Wednesday, May 9, 2012

Is there a Rental Crisis Looming?

Just when you thought you had heard enough about the economic crisis, the credit crisis, the real estate crisis, the foreclosure crisis or the construction crisis, and lately the real estate agent crisis, add one more as fallout from the others. A rental crisis is coming, as sure as the heat comes to the desert every summer.
The number of households looking to rent is going up every month as foreclosures take away their homes. While homes sit empty either not for rent or at rents higher than these households can afford, the demand for cheap apartments is on the rise. 

What makes this a crisis, is that construction of affordable rental property is declining significantly, rents are going up, unemployment is going up, and those who are employed are seeing their real income fall. That adds up to a crisis. 

Have you seen a tent city in your town? You may have one or more, but they simply may not be on the roads you travel. 

As rents go higher and renters get poorer, despite the demand for cheap rentals, landlords are likely to be faced with potential renters that either fail credit checks or whose credit scores are far lower than they would like.

Estimates of when the real estate crisis will end are now being extended farther and farther out. When it was estimated that the real estate market in California would not recover until 2009, people thought such estimates were crazy. Now experts are predicting a turn around won’t occur until 2011 and no one is calling these experts crazy anymore.

This situation may have one silver lining. If demanded for rental properties continue, and land values continue to decline, this may be the next area of growth for California’s construction industry.
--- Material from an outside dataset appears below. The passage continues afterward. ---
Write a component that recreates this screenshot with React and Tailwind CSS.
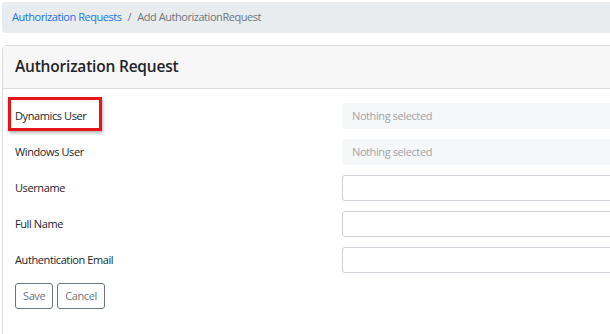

In October 2008, the U.S. Commerce Department announced that new home and apartment construction fell in September 2008 by 6.3 percent to the lowest pace since 1991. The report indicates that the housing market correction has actually gained speed in recent months as foreclosures have flooded the market.

Just when you thought you had seen the worst of the real estate crisis, it seems to have become worse again with the stock market crash. Whatever month or year people thought the real estate market would recover, we can probably push that date another six months to a year farther out and the rental crisis looming in California is likely to loom even larger.